Tales of a 21st Century Gypsy

September 17, 2004 Madison, Wisconsin.

I was looking forward to Madison. I figured it would be a bit like Marquette, but much more so. A much bigger college town, the state capital, with more coffee houses, and more used bookstores, and more leftists and a bigger intellectual community. I stayed with my friend Nelson, whom I met a few years ago at a conference, and whom I’d seen a few times since then. He is a professor of

agronomy at the university, and was interested in where he could fit into the ecological economics community. He stayed with me in Virginia a few years ago, so I figured it was fair to invite myself to visit while I was in Wisconsin.

It turned out there was to be a Kerry rally while I was there, and Nelson asked if I wanted to go – or if perhaps I preferred to go to the event at which Laura Bush was to speak? I jumped at the chance to hear Kerry speak and to set eyes on the man who I hope will be the next president. Somehow Nelson managed to procure us VIP passes. It was pouring down rain, so the event was held indoors in a huge hall. It was a hot, chaotic mob scene. Our VIP status got us a little closer to the front than the “masses” with no passes at all, but it was still a battle to get a spot from which we could see anything.

I only half listened to what Kerry said. I was more interested in taking pictures, scanning the crowd, watching the press photographers, and simply getting the feel of a big political rally. I don’t really know what these rallies are for – press coverage, I guess. Certainly Kerry’s words didn’t convince anyone in the room. Perhaps they are like the anti-war demonstrations, about numbers, not content. The room was certainly packed, so if that’s how anyone was judging the event, it was a success. It scarcely made even the local news, though – Kerry’s speech later in the day got that attention.

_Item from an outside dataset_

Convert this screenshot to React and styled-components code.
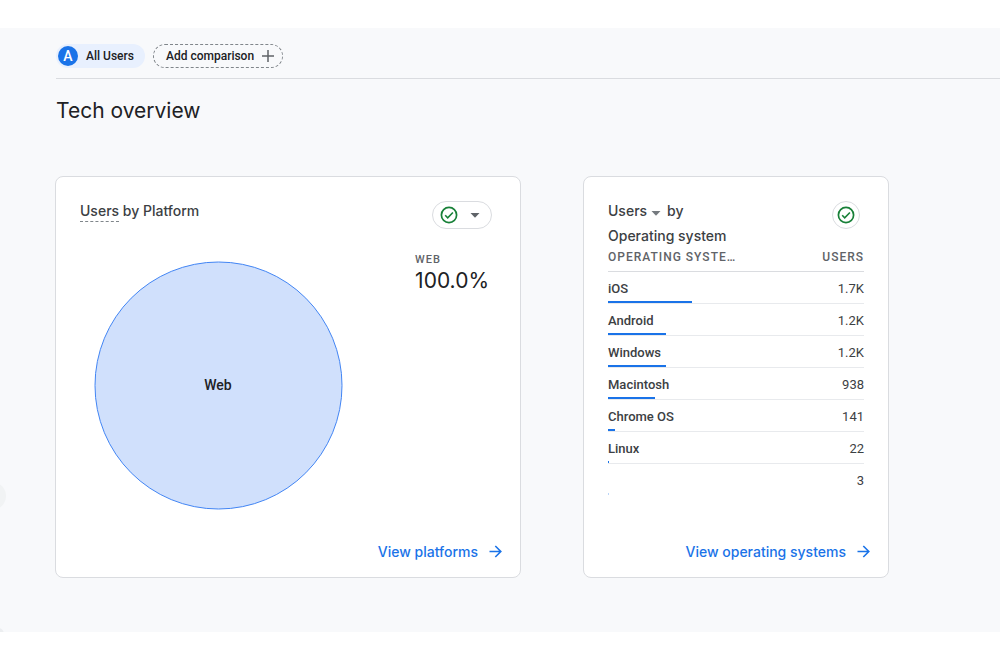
import React from 'react';
import styled, { createGlobalStyle } from 'styled-components';

const GlobalStyle = createGlobalStyle`
  * {
    box-sizing: border-box;
  }

  body {
    margin: 0;
    background-color: #fff;
    color: #202124;
    font-family: Roboto, Arial, sans-serif;
  }

  button {
    font-family: inherit;
    cursor: pointer;
  }
`;

const Page = styled.main`
  position: relative;
  overflow: hidden;
  margin: 28px 0 36px;
  padding: 0 0 54px 56px;
  background-color: #f8f9fb;
`;

const DrawerHandle = styled.div`
  position: absolute;
  top: 454px;
  left: -22px;
  width: 28px;
  height: 28px;
  border-radius: 50%;
  background-color: #f1f3f4;
`;

const DrawerCorner = styled.div`
  position: absolute;
  bottom: -8px;
  left: -8px;
  width: 12px;
  height: 12px;
  border-radius: 50%;
  background-color: #eceef0;
`;

const ComparisonBar = styled.div`
  display: flex;
  align-items: center;
  gap: 8px;
  height: 51px;
  padding-top: 5px;
  border-bottom: 1px solid #dadce0;
`;

const Chip = styled.button`
  display: flex;
  align-items: center;
  gap: 8px;
  height: 24px;
  padding: 0 11px 0 2px;
  border: none;
  border-radius: 12px;
  background-color: #e8f0fe;
  color: #202124;
  font-size: 12px;
  font-weight: 500;
`;

const AddChip = styled(Chip)`
  gap: 7px;
  padding: 0 7px 0 12px;
  border: 1px dashed #80868b;
  background-color: transparent;
`;

const Avatar = styled.span`
  width: 20px;
  height: 20px;
  border-radius: 50%;
  background-color: #1a73e8;
  color: #fff;
  font-size: 14px;
  line-height: 20px;
  text-align: center;
`;

const Title = styled.h1`
  margin: 18px 0 51px;
  font-family: Inter, sans-serif;
  font-size: 21px;
  font-weight: 400;
  line-height: 28px;
`;

const Cards = styled.div`
  display: grid;
  grid-template-columns: 466fr 306fr;
  gap: 62px;
  margin: 0 111px 0 -1px;
`;

const Card = styled.section`
  display: flex;
  flex-direction: column;
  min-height: 402px;
  padding: 24px;
  padding-bottom: 13px;
  border: 1px solid #dadce0;
  border-radius: 8px;
  background-color: #fff;
`;

const CardHeader = styled.header`
  display: flex;
  justify-content: space-between;
  align-items: flex-start;
  margin-right: 4px;
`;

const CardTitle = styled.h2`
  margin: -3px 0 1px;
  color: #3c4043;
  font-family: Inter, sans-serif;
  font-size: 14px;
  font-weight: 500;
  line-height: 25px;
`;

const Metric = styled.span`
  padding-bottom: 2px;
  border-bottom: 1px dashed #80868b;
`;

const MetricButton = styled.button`
  display: inline-flex;
  align-items: baseline;
  gap: 4px;
  margin-right: 6px;
  padding: 0;
  border: none;
  background: none;
  color: inherit;
  font-size: inherit;
  font-weight: inherit;
  line-height: inherit;
`;

const StatusButton = styled.button`
  display: flex;
  flex-shrink: 0;
  align-items: center;
  justify-content: ${(props) => (props.$menu ? 'flex-start' : 'center')};
  gap: 12px;
  width: ${(props) => (props.$menu ? '60px' : '28px')};
  height: 28px;
  padding: ${(props) => (props.$menu ? '0 7px' : '0')};
  border: 1px solid #dadce0;
  border-radius: 14px;
  background-color: #fff;
`;

const PieBody = styled.div`
  display: flex;
  justify-content: space-between;
  margin: 32px 7px 0 14px;
`;

const Legend = styled.div`
  margin-top: -9px;
`;

const LegendLabel = styled.div`
  color: #5f6368;
  font-size: 11px;
  font-weight: 500;
  letter-spacing: 1px;
  line-height: 16px;
`;

const LegendValue = styled.div`
  font-family: Inter, sans-serif;
  font-size: 21px;
  line-height: 26px;
`;

const Table = styled.table`
  width: 100%;
  border-collapse: separate;
  border-spacing: 0;
  table-layout: fixed;
  color: #3c4043;
  font-size: 13px;
`;

const HeadCell = styled.th`
  width: ${(props) => (props.$end ? '50%' : 'auto')};
  height: 23px;
  padding: 1px 0 6px;
  overflow: hidden;
  border-bottom: 1px solid #dadce0;
  color: #5f6368;
  font-size: 12px;
  font-weight: 500;
  letter-spacing: 1px;
  line-height: 15px;
  text-align: ${(props) => (props.$end ? 'right' : 'left')};
  text-overflow: ellipsis;
  white-space: nowrap;
`;

const NameCell = styled.th`
  padding: 2px 0 0;
  font-weight: 500;
  text-align: left;
`;

const ValueCell = styled.td`
  padding: 2px 0 0;
  text-align: right;
`;

const Bar = styled.span`
  position: absolute;
  bottom: 1px;
  left: 0;
  height: 2px;
  background-color: #1a73e8;
`;

const Row = styled.tr`
  position: relative;
  height: 32px;

  & > * {
    border-bottom: 1px solid #e8eaed;
  }

  &:last-child > * {
    border-color: transparent;
  }

  &:last-child ${Bar} {
    opacity: 0.3;
  }
`;

const CardLink = styled.a`
  display: flex;
  align-items: center;
  align-self: flex-end;
  gap: 11px;
  margin: auto -6px 0 0;
  color: #1a73e8;
  font-family: Inter, sans-serif;
  font-size: 14px;
  font-weight: 500;
  line-height: 24px;
  text-decoration: none;
`;

const systems = [
  { name: 'iOS', users: '1.7K', share: 33 },
  { name: 'Android', users: '1.2K', share: 22.7 },
  { name: 'Windows', users: '1.2K', share: 22.7 },
  { name: 'Macintosh', users: '938', share: 18.4 },
  { name: 'Chrome OS', users: '141', share: 2.75 },
  { name: 'Linux', users: '22', share: 0.4 },
  { name: '', users: '3', share: 0.06 },
];

const PlusIcon = () => (
  <svg width="14" height="14" viewBox="0 0 14 14" aria-hidden="true">
    <path d="M7 1v12M1 7h12" stroke="#5f6368" strokeWidth="1.5" />
  </svg>
);

const CaretIcon = ({ color = '#5f6368' }) => (
  <svg width="10" height="5" viewBox="0 0 10 5" aria-hidden="true">
    <path d="M0.5 0h9L5 4.8z" fill={color} />
  </svg>
);

const CheckIcon = () => (
  <svg width="18" height="18" viewBox="0 0 18 18" fill="none" stroke="#188038" aria-hidden="true">
    <circle cx="9" cy="9" r="7.6" strokeWidth="1.7" />
    <path d="M5.2 9.3l2.5 2.5 5.2-5.3" strokeWidth="1.6" />
  </svg>
);

const ArrowIcon = () => (
  <svg width="13" height="14" viewBox="0 0 13 14" fill="none" stroke="#1a73e8" aria-hidden="true">
    <path d="M0.5 6.5h11.3M6.3 1l5.5 5.5L6.3 12" strokeWidth="1.6" />
  </svg>
);

const PlatformCard = () => (
  <Card>
    <CardHeader>
      <CardTitle><Metric>Users</Metric> by Platform</CardTitle>
      <StatusButton $menu aria-label="Data quality">
        <CheckIcon />
        <CaretIcon />
      </StatusButton>
    </CardHeader>
    <PieBody>
      <svg width="249" height="249" viewBox="0 0 249 249" role="img" aria-label="Web 100.0%">
        <circle cx="124.5" cy="124.5" r="123.5" fill="#d0e0fc" stroke="#4285f4" />
        <text x="124" y="129" textAnchor="middle" fontFamily="Roboto, sans-serif" fontSize="14" fontWeight="500" fill="#202124">Web</text>
      </svg>
      <Legend>
        <LegendLabel>WEB</LegendLabel>
        <LegendValue>100.0%</LegendValue>
      </Legend>
    </PieBody>
    <CardLink href="#platforms">View platforms <ArrowIcon /></CardLink>
  </Card>
);

const SystemCard = () => (
  <Card>
    <CardHeader>
      <CardTitle>
        <MetricButton>Users <CaretIcon color="#757a7f" /></MetricButton>
        by
        <br />
        Operating system
      </CardTitle>
      <StatusButton aria-label="Data quality">
        <CheckIcon />
      </StatusButton>
    </CardHeader>
    <Table>
      <thead>
        <tr>
          <HeadCell scope="col">OPERATING SYSTEM</HeadCell>
          <HeadCell scope="col" $end>USERS</HeadCell>
        </tr>
      </thead>
      <tbody>
        {systems.map((system) => (
          <Row key={system.users + system.name}>
            <NameCell scope="row">
              {system.name}
              <Bar style={{ width: `${system.share}%` }} />
            </NameCell>
            <ValueCell>{system.users}</ValueCell>
          </Row>
        ))}
      </tbody>
    </Table>
    <CardLink href="#systems">View operating systems <ArrowIcon /></CardLink>
  </Card>
);

export default function App() {
  return (
    <>
      <GlobalStyle />
      <Page>
        <DrawerHandle />
        <DrawerCorner />
        <ComparisonBar>
          <Chip><Avatar>A</Avatar>All Users</Chip>
          <AddChip>Add comparison <PlusIcon /></AddChip>
        </ComparisonBar>
        <Title>Tech overview</Title>
        <Cards>
          <PlatformCard />
          <SystemCard />
        </Cards>
      </Page>
    </>
  );
}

The next day the weather was fine, and I took my bike out to explore Madison. The city center is on an isthmus between two lakes, and the university sprawls out along one of the lakes. I decided to ride around it to see what I could see. It was a pretty ride, albeit a bit predictable – and hillier than I’d expected! Right along the lake the neighborhoods are residential, most of them quite fancy. In a few places there are local waterfront parks, and a few boat launches, which were good to see. When I was forced off the lake by the street patterns I found myself in areas typical of the edge of a modest city – suburban development mixed with a bit of remaining agriculture, one lovely state park dominated by flowering native grasslands. As I came back into Madison the neighborhood got very fancy, huge homes surrounded by equally huge lawns, and high fences. The grandest of all was, as I’d guessed from the flags waving in front, the governor’s mansion.

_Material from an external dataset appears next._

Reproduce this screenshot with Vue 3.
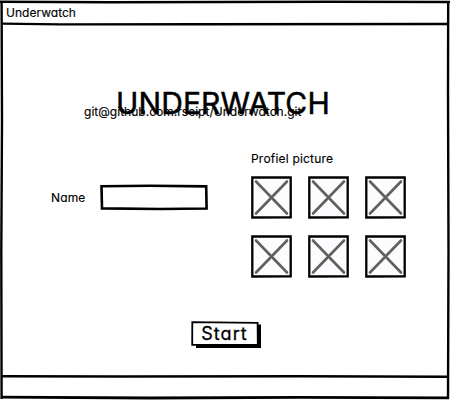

I seem to have a pattern when I visit new cities. I ride around on my bike, looking for the coffee houses, the food coops or health food stores where I can pick up local newspapers and announcements, the YMCA, and the historic downtown where I can walk around and browse in cute trendy shops even though I don’t need to buy anything. I try to get some sense of the economic base of the community. What do people do for a living? Is the city sprawling outwards, or redeveloping its downtown, or decaying? Does it have some of the amenities I’d like – parks, bike paths, swimming pools, interesting downtown residential neighborhoods? What are the people like – not only their politics, but whether they do things I find interesting. What are the hot issues in the community? Is there public transportation, or does everyone drive everywhere? How much does it cost to live there? If I’m thinking about where I’ll stop when I decide I’ve had enough of being on the road, should this place be on my list?

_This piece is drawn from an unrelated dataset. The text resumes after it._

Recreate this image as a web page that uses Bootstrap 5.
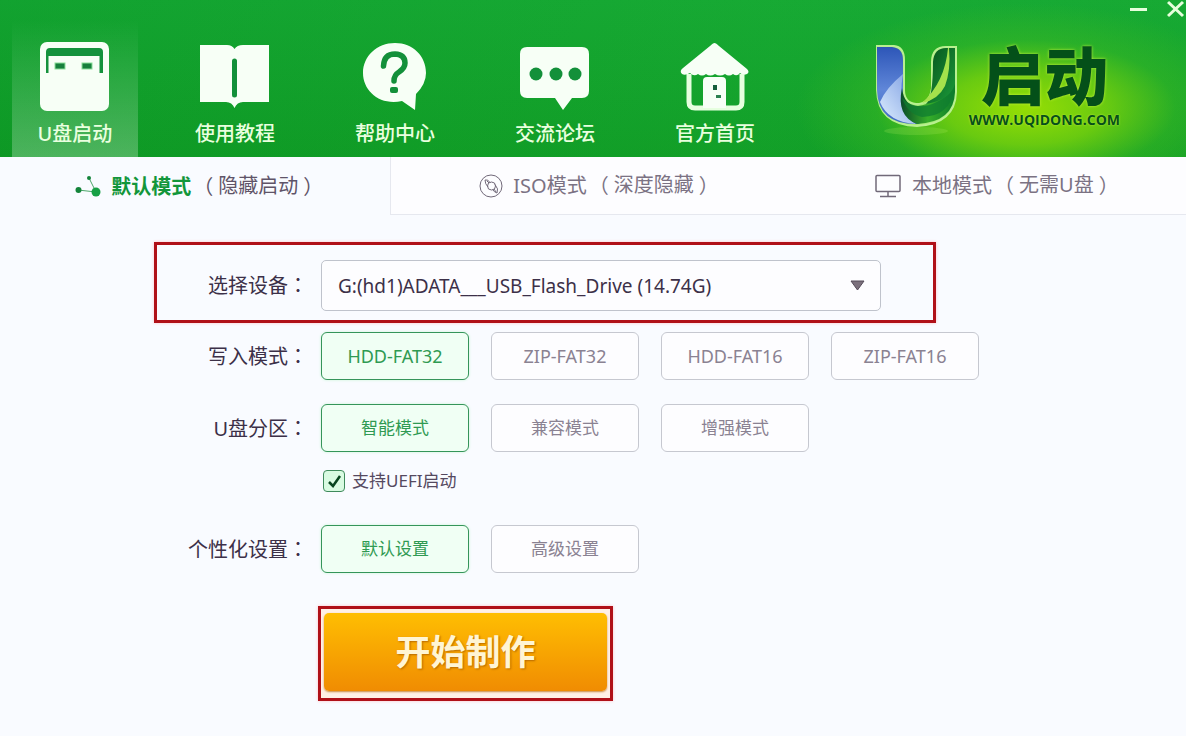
<!DOCTYPE html>
<html lang="zh-CN">
<head>
<meta charset="utf-8">
<meta name="viewport" content="width=device-width, initial-scale=1">
<title>U启动</title>
<link href="https://cdn.jsdelivr.net/npm/bootstrap@5.3.0/dist/css/bootstrap.min.css" rel="stylesheet">
<style>
  body { background: #f9fbff; color: #3c3048; font-family: "Noto Sans", "Noto Sans CJK SC", sans-serif; font-size: 20px; line-height: 28px; }
  a { text-decoration: none; }
  .app-header {
    background:
      radial-gradient(ellipse 230px 105px at calc(100% - 160px) 108px, #96de04 0%, rgba(126, 212, 10, .8) 35%, rgba(70, 190, 30, .4) 65%, rgba(30, 170, 45, 0) 100%),
      linear-gradient(90deg, rgba(0, 120, 20, .1), rgba(60, 200, 60, .08) 65%),
      linear-gradient(#14a733, #0f9c26);
  }
  .win-bar { height: 20px; }
  .win-btn { background: none; border: 0; padding: 0; line-height: 0; }
  .main-nav { gap: 34px; padding-left: 12px; }
  .main-link { width: 126px; height: 137px; padding-top: 20px; color: #e9ffdf; font-weight: 500; }
  .main-link:hover { color: #fff; }
  .main-link.active { background: linear-gradient(rgba(255, 255, 255, 0), rgba(255, 255, 255, .26)); }
  .main-link svg { display: block; margin: 0 auto 8px; }
  .brand { padding: 20px 66px 0 0; gap: 3px; }
  .brand-name { color: #045019; font-family: "Noto Sans CJK SC", sans-serif; font-size: 64px; line-height: 64px; font-weight: 900; text-shadow: 0 0 3px #c4f23c; }
  .brand-url { color: #06501a; font-family: "Open Sans", sans-serif; font-size: 14px; line-height: 16px; font-weight: 700; text-shadow: 0 0 2px #c4f23c; }
  .mode-tab { height: 58px; flex: 1 1 0; padding-left: 18px; background: #fdfdff; border-bottom: 1px solid #e6e8ef; color: #7b7283; gap: 10px; }
  .mode-tab.active { flex: 0 0 33%; padding-left: 8px; background: none; border-right: 1px solid #e6e8ef; border-bottom: 0; color: #5f5468; }
  .mode-tab.active strong { color: #12963a; font-weight: 700; }
  .mode-note { display: inline-flex; gap: 5px; margin-left: 2px; }
  .wide-mark { font-family: "Noto Sans CJK TC", sans-serif; }
  .field-list { padding-left: 154px; }
  .field-row { display: grid; grid-template-columns: 154px 1fr; column-gap: 13px; align-items: center; }
  .field-label { text-align: right; }
  .marked { border: 3px solid #b01018; box-shadow: 0 0 3px #ffc4c8; }
  .marked.field-row { width: 782px; max-width: 100%; grid-template-columns: 151px 1fr; padding: 15px 52px 9px 0; }
  .device { height: 51px; border: 1px solid #bfc3cc; border-radius: 5px; background: #fdfdff; color: #3c3048; font-size: 19px; padding: 0 40px 0 16px; appearance: none; }
  .device-arrow { position: absolute; right: 16px; top: 20px; pointer-events: none; }
  .options { gap: 22px; }
  .opt { width: 148px; height: 48px; padding: 0; line-height: 46px; font-size: 17px; border: 1px solid #c6c8d0; border-radius: 6px; background: #fdfdff; color: #8a8292; }
  .opt-format { font-size: 18px; }
  .btn-check:checked + .opt { border-color: #35955a; background: #f0fff4; color: #2f9a52; box-shadow: 0 0 3px #c9f5d5; }
  .uefi { gap: 7px; padding-left: 2px; font-size: 17px; line-height: 22px; color: #55495f; }
  .uefi .tick { width: 22px; height: 22px; margin: 0; appearance: none; border: 1px solid #3f8a5c; border-radius: 4px; background: #d9fbe2; }
  .tick-mark { position: absolute; left: 4px; top: 4px; pointer-events: none; }
  .start-frame { width: 295px; margin-left: -3px; padding: 4px 3px 7px 3px; background: #fff0e6; }
  .start { height: 78px; border: 0; border-radius: 5px; background: linear-gradient(#ffbe02, #f08c02); color: #fff5d4; font-size: 35px; line-height: 78px; font-weight: 700; text-shadow: 1px 1px 2px #b86a00; box-shadow: 0 1px 2px #c88a40; }
</style>
</head>
<body>
<header class="app-header">
  <div class="win-bar d-flex justify-content-end align-items-start">
    <button class="win-btn" type="button" aria-label="最小化"><svg width="37" height="20"><path d="M0 9.500H17" stroke="#e6ffdc" stroke-width="3"/></svg></button>
    <button class="win-btn" type="button" aria-label="关闭"><svg width="19" height="20"><path d="M1 2L16 16M16 2L1 16" stroke="#e6ffdc" stroke-width="3"/></svg></button>
  </div>
  <div class="d-flex justify-content-between">
    <nav class="main-nav d-flex text-center">
      <a class="main-link active" href="#">
        <svg width="72" height="72" viewBox="0 0 72 72"><rect x="1" y="2" width="69" height="69" rx="7" fill="#f7fff6"/><path d="M7 33V12q0-4 4-4H60q4 0 4 4V33H60.500V16H9.500V33Z" fill="#14923c"/><rect x="16" y="23" width="10" height="6" fill="#17803c" stroke="#8adf98"/><rect x="43" y="23" width="10" height="6" fill="#17803c" stroke="#8adf98"/></svg>U盘启动</a>
      <a class="main-link" href="#">
        <svg width="72" height="72" viewBox="0 0 72 72"><path d="M1 5H28Q33 5 35.500 9Q38 5 44 5H70V62H44Q38 62 35.500 68Q33 62 27 62H1Z" fill="#f7fff6"/><path d="M35.500 21V55" stroke="#13903a" stroke-width="5" stroke-linecap="round"/></svg>使用教程</a>
      <a class="main-link" href="#">
        <svg width="72" height="72" viewBox="0 0 72 72"><path d="M36 3C54 3 67 16 67 33Q67 44 57 54L56 70L43 61C21 66 4 51 4 33C4 16 18 3 36 3Z" fill="#f7fff6"/><path d="M24.500 26Q25 14 36 14Q46 14.500 46 23Q46 28 40 32Q35 35 35 41" fill="none" stroke="#13903a" stroke-width="5.500" stroke-linecap="round"/><rect x="31" y="47" width="8" height="6" rx="2" fill="#13903a"/></svg>帮助中心</a>
      <a class="main-link" href="#">
        <svg width="72" height="72" viewBox="0 0 72 72"><path d="M8 7H63Q70 7 70 14V51Q70 58 63 58H53L44 70L36 58H8Q1 58 1 51V14Q1 7 8 7Z" fill="#f7fff6"/><g fill="#13903a"><circle cx="17" cy="34" r="6.500"/><circle cx="37" cy="34" r="6.500"/><circle cx="56" cy="34" r="6.500"/></g></svg>交流论坛</a>
      <a class="main-link" href="#">
        <svg width="72" height="72" viewBox="0 0 72 72"><path d="M35.500 3Q37 3 40 6L68 29Q71 32 68 34Q64 36 61 33Q58 37 54 34Q50 37 46 34Q41 37 36 34Q31 37 27 34Q23 37 19 34Q15 37 11 33Q6 36 3 34Q0 31 4 28L31 6Q34 3 35.500 3Z" fill="#f7fff6"/><path d="M10 34V62Q10 68 16 68H57Q63 68 63 62V34" fill="none" stroke="#e6ffdf" stroke-width="5"/><path d="M24 41Q24 37 28 37H43Q47 37 47 41V68H24Z" fill="#f7fff6"/><rect x="34" y="45" width="4" height="5" fill="#155f3c"/><rect x="37" y="55" width="5" height="3" fill="#2b8050"/></svg>官方首页</a>
    </nav>
    <div class="brand d-flex">
      <svg width="96" height="96" viewBox="0 0 96 96">
        <defs>
          <linearGradient id="blue" x1="0" y1="0" x2="0" y2="1"><stop offset="0" stop-color="#2d56b8"/><stop offset=".55" stop-color="#5f86d8"/><stop offset="1" stop-color="#3d68c4"/></linearGradient>
          <linearGradient id="pale" x1="0" y1="1" x2="1" y2="0"><stop offset="0" stop-color="#dff0ff"/><stop offset="1" stop-color="#7899e0"/></linearGradient>
          <linearGradient id="leaf" x1="0" y1="0" x2="1" y2="1"><stop offset="0" stop-color="#05501c"/><stop offset="1" stop-color="#1c9c3a"/></linearGradient>
          <linearGradient id="lime" x1="0" y1="0" x2="1" y2="0"><stop offset="0" stop-color="#0a4a2a"/><stop offset=".5" stop-color="#37ae28"/><stop offset="1" stop-color="#0d7c2c"/></linearGradient>
        </defs>
        <ellipse cx="46" cy="91" rx="32" ry="4" fill="#b4ee66" opacity=".2"/>
        <path d="M7 6H24Q34 7 34 20V50Q34 63 46 64Q60 64 62 48V22Q62 7 76 7H86V52Q85 84 47 86Q8 85 7 50Z" fill="#a9ec78" stroke="#b9f090" stroke-width="2"/>
        <path d="M7 7H22Q33 8 33 20V56Q33 72 50 84Q8 86 7 50Z" fill="url(#blue)"/>
        <path d="M33 34Q16 48 10 62Q18 82 46 84Q26 74 33 34Z" fill="url(#pale)"/>
        <path d="M32 48Q34 66 48 66Q66 64 72 44L85 38V52Q84 82 47 84Q26 76 32 48Z" fill="url(#lime)"/>
        <path d="M32 58Q52 78 84 50Q80 76 52 77Q38 74 32 58Z" fill="#0f7c30" opacity=".75"/>
        <path d="M63 22Q64 8 76 8H85V44Q80 60 56 64Q63 58 63 22Z" fill="url(#leaf)"/>
        <path d="M78 8Q75 42 52 63Q68 60 75 46Q81 30 79 8Z" fill="#a4e24c"/>
      </svg>
      <div class="d-flex flex-column text-center">
        <span class="brand-name">启动</span>
        <span class="brand-url mt-2">WWW.UQIDONG.COM</span>
      </div>
    </div>
  </div>
</header>
<nav class="d-flex">
  <a class="mode-tab active d-flex justify-content-center align-items-center" href="#">
    <svg width="26" height="22" viewBox="0 0 26 22"><path d="M3 15L21 17L14 3" fill="none" stroke="#4da66a"/><circle cx="3.500" cy="15" r="3" fill="#14843a"/><circle cx="14" cy="3" r="2" fill="#14843a"/><circle cx="21" cy="17" r="4.500" fill="#17a045"/></svg>
    <span><strong>默认模式</strong><span class="mode-note"><span class="wide-mark" lang="zh-TW">（</span>隐藏启动<span class="wide-mark" lang="zh-TW">）</span></span></span></a>
  <a class="mode-tab d-flex justify-content-center align-items-center" href="#">
    <svg width="24" height="24" viewBox="0 0 24 24" fill="none" stroke="#716979"><circle cx="12" cy="12" r="11"/><circle cx="12.500" cy="12" r="4"/><path d="M6 6Q6 10 9 13M6 6Q9 5 11 8.500M16 10.500Q20 15 18 19M18 19Q15 18 14 16M8 7L10 9M15 15L17 18"/></svg>
    <span>ISO模式<span class="mode-note"><span class="wide-mark" lang="zh-TW">（</span>深度隐藏<span class="wide-mark" lang="zh-TW">）</span></span></span></a>
  <a class="mode-tab d-flex justify-content-center align-items-center" href="#">
    <svg width="28" height="24" viewBox="0 0 28 24" fill="none" stroke="#716979" stroke-width="1.500"><rect x="2" y="1.500" width="24" height="16" rx="1"/><path d="M14 18V22M6 22.500H22"/></svg>
    <span>本地模式<span class="mode-note"><span class="wide-mark" lang="zh-TW">（</span>无需U盘<span class="wide-mark" lang="zh-TW">）</span></span></span></a>
</nav>
<main>
  <form class="field-list d-flex flex-column pb-4">
    <div class="field-row marked" style="margin-top:27px">
      <label class="field-label" for="device">选择设备<span class="wide-mark" lang="zh-TW">：</span></label>
      <div class="position-relative">
        <select class="device w-100" id="device"><option>G:(hd1)ADATA___USB_Flash_Drive (14.74G)</option></select>
        <svg class="device-arrow" width="15" height="11"><path d="M1 1H14L7.500 10Z" fill="#7b707c" stroke="#544a58"/></svg>
      </div>
    </div>
    <div class="field-row" style="margin-top:9px" role="radiogroup" aria-labelledby="l-write">
      <span class="field-label" id="l-write">写入模式<span class="wide-mark" lang="zh-TW">：</span></span>
      <div class="options d-flex">
        <input class="btn-check" type="radio" name="write" id="w1" checked><label class="btn opt opt-format" for="w1">HDD-FAT32</label>
        <input class="btn-check" type="radio" name="write" id="w2"><label class="btn opt opt-format" for="w2">ZIP-FAT32</label>
        <input class="btn-check" type="radio" name="write" id="w3"><label class="btn opt opt-format" for="w3">HDD-FAT16</label>
        <input class="btn-check" type="radio" name="write" id="w4"><label class="btn opt opt-format" for="w4">ZIP-FAT16</label>
      </div>
    </div>
    <div class="field-row mt-4" role="radiogroup" aria-labelledby="l-part">
      <span class="field-label" id="l-part">U盘分区<span class="wide-mark" lang="zh-TW">：</span></span>
      <div class="options d-flex">
        <input class="btn-check" type="radio" name="part" id="p1" checked><label class="btn opt" for="p1">智能模式</label>
        <input class="btn-check" type="radio" name="part" id="p2"><label class="btn opt" for="p2">兼容模式</label>
        <input class="btn-check" type="radio" name="part" id="p3"><label class="btn opt" for="p3">增强模式</label>
      </div>
    </div>
    <div class="field-row" style="margin-top:18px">
      <span></span>
      <div class="uefi d-flex align-items-center">
        <span class="position-relative d-flex"><input class="tick" type="checkbox" id="uefi" checked><svg class="tick-mark" width="15" height="14"><path d="M2 8L6 12L13 2" fill="none" stroke="#08451f" stroke-width="2.500"/></svg></span>
        <label for="uefi">支持UEFI启动</label>
      </div>
    </div>
    <div class="field-row" style="margin-top:33px" role="radiogroup" aria-labelledby="l-custom">
      <span class="field-label" id="l-custom">个性化设置<span class="wide-mark" lang="zh-TW">：</span></span>
      <div class="options d-flex">
        <input class="btn-check" type="radio" name="custom" id="c1" checked><label class="btn opt" for="c1">默认设置</label>
        <input class="btn-check" type="radio" name="custom" id="c2"><label class="btn opt" for="c2">高级设置</label>
      </div>
    </div>
    <div class="field-row" style="margin-top:33px">
      <span></span>
      <div class="marked start-frame"><button class="start w-100 d-block p-0" type="button">开始制作</button></div>
    </div>
  </form>
</main>
<script src="https://cdn.jsdelivr.net/npm/bootstrap@5.3.0/dist/js/bootstrap.bundle.min.js"></script>
</body>
</html>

Madison stacks up pretty well, though as someone said to me about college towns, “you go to school there, you like it, you stay, but then after a while you realize that you are getting older and the community around you isn’t.” For those involved with state government, of course, the university isn’t what Madison is about. And there’s clearly a thriving arts community – the day after I left, the gleaming new arts center opened up, to vast acclaim from absolutely everyone. I don’t know what my life would be like if I lived in Madison. It might be harder to find a niche in Madison than in a town like Marquette, though, because it’s big enough that one more educated liberal would just be lost in the shuffle. It would certainly be a fine place, though.